- **Extracted information**:
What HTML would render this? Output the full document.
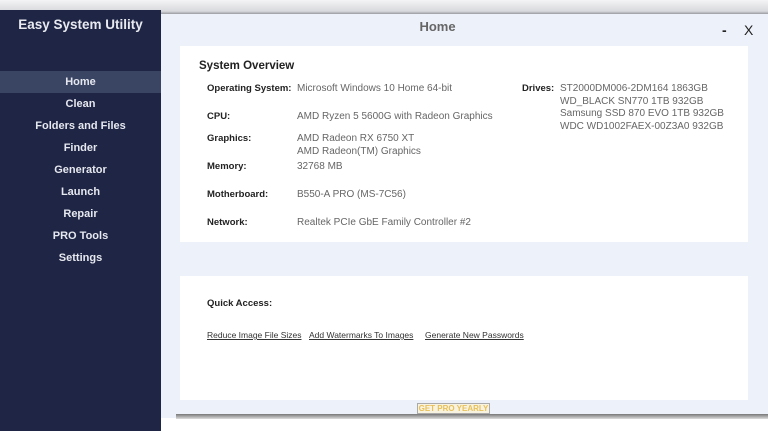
<!DOCTYPE html>
<html><head><style>
*{margin:0;padding:0;box-sizing:border-box}
body{width:768px;height:431px;overflow:hidden;background:#fff;font-family:"Liberation Sans",sans-serif;position:relative}
.top{position:absolute;left:0;top:0;width:768px;height:16px;background:linear-gradient(#f4f4f6,#d8d9dc 70%,#6b6e78)}
.side{position:absolute;left:0;top:10px;width:161px;height:421px;background:#1f2545}
.side h1{color:#e8eaf0;font-size:13.5px;font-weight:bold;text-align:center;margin-top:7px}
.nav{position:absolute;top:61px;left:0;width:161px}
.nav div{height:22px;line-height:22px;text-align:center;color:#e6e8ef;font-size:11px;font-weight:bold}
.nav .act{background:#3a4463}
.main{position:absolute;left:161px;top:14px;width:607px;height:404px;background:#edf2fa}
.shadow{position:absolute;left:176px;top:414px;width:592px;height:5px;background:linear-gradient(#777,#ddd)}
.title{position:absolute;left:0;width:553px;top:5px;text-align:center;color:#666;font-size:13px;font-weight:bold}
.ctl{position:absolute;top:8px;font-size:14px;color:#222}
.card{position:absolute;background:#fff}
.lbl{position:absolute;font-size:9.5px;font-weight:bold;color:#222}
.val{position:absolute;font-size:10px;color:#666;line-height:12.5px}
a{position:absolute;font-size:8.5px;color:#333;text-decoration:underline}
.pro{position:absolute;left:256px;top:389px;width:73px;height:11px;border:1px solid #aaa;background:#f8f3e0;color:#e8c05a;font-size:8px;font-weight:bold;text-align:center;line-height:9px}
</style></head><body>
<div class="top"></div>
<div class="side"><h1>Easy System Utility</h1>
<div class="nav"><div class="act">Home</div><div>Clean</div><div>Folders and Files</div><div>Finder</div><div>Generator</div><div>Launch</div><div>Repair</div><div>PRO Tools</div><div>Settings</div></div></div>
<div class="main">
<div class="title">Home</div>
<div class="ctl" style="left:561px;font-weight:bold">-</div>
<div class="ctl" style="left:583px">X</div>
<div class="card" style="left:19px;top:32px;width:568px;height:196px">
<div class="lbl" style="left:19px;top:14px;font-size:11.5px">System Overview</div>
<div class="lbl" style="left:27px;top:37px">Operating System:</div><div class="val" style="left:117px;top:37px">Microsoft Windows 10 Home 64-bit</div>
<div class="lbl" style="left:27px;top:65px">CPU:</div><div class="val" style="left:117px;top:65px">AMD Ryzen 5 5600G with Radeon Graphics</div>
<div class="lbl" style="left:27px;top:87px">Graphics:</div><div class="val" style="left:117px;top:87px">AMD Radeon RX 6750 XT<br>AMD Radeon(TM) Graphics</div>
<div class="lbl" style="left:27px;top:115px">Memory:</div><div class="val" style="left:117px;top:115px">32768 MB</div>
<div class="lbl" style="left:27px;top:143px">Motherboard:</div><div class="val" style="left:117px;top:143px">B550-A PRO (MS-7C56)</div>
<div class="lbl" style="left:27px;top:171px">Network:</div><div class="val" style="left:117px;top:171px">Realtek PCIe GbE Family Controller #2</div>
<div class="lbl" style="left:342px;top:37px">Drives:</div><div class="val" style="left:380px;top:37px">ST2000DM006-2DM164 1863GB<br>WD_BLACK SN770 1TB 932GB<br>Samsung SSD 870 EVO 1TB 932GB<br>WDC WD1002FAEX-00Z3A0 932GB</div>
</div>
<div class="card" style="left:19px;top:262px;width:568px;height:124px">
<div class="lbl" style="left:27px;top:22px">Quick Access:</div>
<a style="left:27px;top:54px">Reduce Image File Sizes</a>
<a style="left:129px;top:54px">Add Watermarks To Images</a>
<a style="left:245px;top:54px">Generate New Passwords</a>
</div>
<div class="pro">GET PRO YEARLY</div>
</div>
<div class="shadow"></div>
</body></html>
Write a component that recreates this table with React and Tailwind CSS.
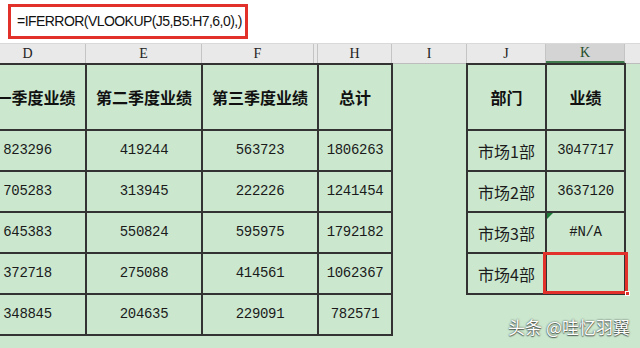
import React from 'react';

// Sheet data
const leftHead = ['第一季度业绩', '第二季度业绩', '第三季度业绩', '总计'];
const leftRows = [
  ['823296', '419244', '563723', '1806263'],
  ['705283', '313945', '222226', '1241454'],
  ['645383', '550824', '595975', '1792182'],
  ['372718', '275088', '414561', '1062367'],
  ['348845', '204635', '229091', '782571'],
];
const rightRows = [
  ['市场1部', '3047717'],
  ['市场2部', '3637120'],
  ['市场3部', '#N/A'],
  ['市场4部', ''],
];

const cjk = "font-['Noto_Sans_CJK_SC',sans-serif]";
const mono = "font-['Liberation_Mono',monospace]";

const ColHead = ({ w, label, active }) => (
  <div
    className={`${w} shrink-0 h-full flex items-center justify-center border-r border-[#c4c4c4] font-['Liberation_Serif',serif] text-[14px] ${
      active ? 'bg-[#d4d4d4] text-[#1f4d2b] border-b-2 border-b-[#3f7a4c]' : 'text-[#222]'
    }`}
  >
    {label}
  </div>
);

export default function App() {
  return (
    <div className="relative w-[640px] h-[348px] overflow-hidden bg-[#cbe8cf]">
      {/* formula bar */}
      <div className="h-[44px] bg-white border-b border-[#d9d9d9] pl-[8px] pt-[4px]">
        <div className="w-[240px] h-[35px] border-[3px] border-[#e2302a] flex items-center pl-[6px] font-['Liberation_Sans',sans-serif] text-[14px] tracking-[-0.55px] text-[#111]">
          =IFERROR(VLOOKUP(J5,B5:H7,6,0),)
        </div>
      </div>

      {/* column letters */}
      <div className="flex h-[20px] ml-[-30px] bg-[#e9e9e9] border-b border-[#bdbdbd]">
        <ColHead w="w-[116px]" label="D" />
        <ColHead w="w-[116px]" label="E" />
        <ColHead w="w-[112px]" label="F" />
        <ColHead w="w-[4px]" label="" />
        <ColHead w="w-[74px]" label="H" />
        <ColHead w="w-[75px]" label="I" />
        <ColHead w="w-[79px]" label="J" />
        <ColHead w="w-[79px]" label="K" active />
        <div className="flex-1" />
      </div>

      {/* sheet body */}
      <div className="flex items-start ml-[-32px] mt-[-1px]">
        <div className="grid grid-cols-[115px_114px_114px_72px] grid-rows-[64px_repeat(5,39px)] gap-[2px] bg-[#333] border-2 border-[#333]">
          {leftHead.map((h) => (
            <div key={h} className={`bg-[#cbe8cf] flex items-center justify-center ${cjk} font-bold text-[16px] text-[#111]`}>
              {h}
            </div>
          ))}
          {leftRows.flat().map((v, i) => (
            <div key={i} className={`bg-[#cbe8cf] flex items-center justify-center ${mono} text-[14px] tracking-[-0.3px] text-[#1a1a1a]`}>
              {v}
            </div>
          ))}
        </div>

        <div className="ml-[73px] grid grid-cols-[77px_77px] grid-rows-[64px_repeat(4,39px)] gap-[2px] bg-[#333] border-2 border-[#333]">
          <div className={`bg-[#cbe8cf] flex items-center justify-center ${cjk} font-bold text-[16px] text-[#111]`}>部门</div>
          <div className={`bg-[#cbe8cf] flex items-center justify-center ${cjk} font-bold text-[16px] text-[#111]`}>业绩</div>
          {rightRows.map(([dept, val], i) => (
            <React.Fragment key={dept}>
              <div className={`bg-[#cbe8cf] flex items-center justify-center ${cjk} text-[16px] text-[#1c1c1c]`}>{dept}</div>
              <div className={`relative bg-[#cbe8cf] flex items-center justify-center ${mono} text-[14px] tracking-[-0.3px] text-[#1a1a1a]`}>
                {val}
                {i === 2 && (
                  <span className="absolute left-0 top-0 w-0 h-0 border-t-[6px] border-t-[#1d7a36] border-r-[6px] border-r-transparent" />
                )}
                {i === 3 && (
                  <>
                    <span className="absolute left-[-4px] top-[-2px] right-[-4px] bottom-[-1px] border-[3px] border-[#e2302a]" />
                    <span className="absolute right-[-6px] bottom-[-3px] w-[5px] h-[5px] bg-[#e2302a] border border-white" />
                  </>
                )}
              </div>
            </React.Fragment>
          ))}
        </div>
      </div>

      {/* watermark */}
      <div className={`absolute right-[10px] bottom-[9px] ${cjk} text-[17px] text-white [text-shadow:0_0_2px_rgba(0,0,0,0.75),0_1px_1px_rgba(0,0,0,0.5)]`}>
        头条 @哇忆羽翼
      </div>
    </div>
  );
}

- **The problem**: Copy exactly the stretch of lines that starts at the line holding "Write a component" and ends at the line holding "import React from 'react';". Drop the pictures.

- **Expected answer**:
Write a component that recreates this table with React and Tailwind CSS.
import React from 'react';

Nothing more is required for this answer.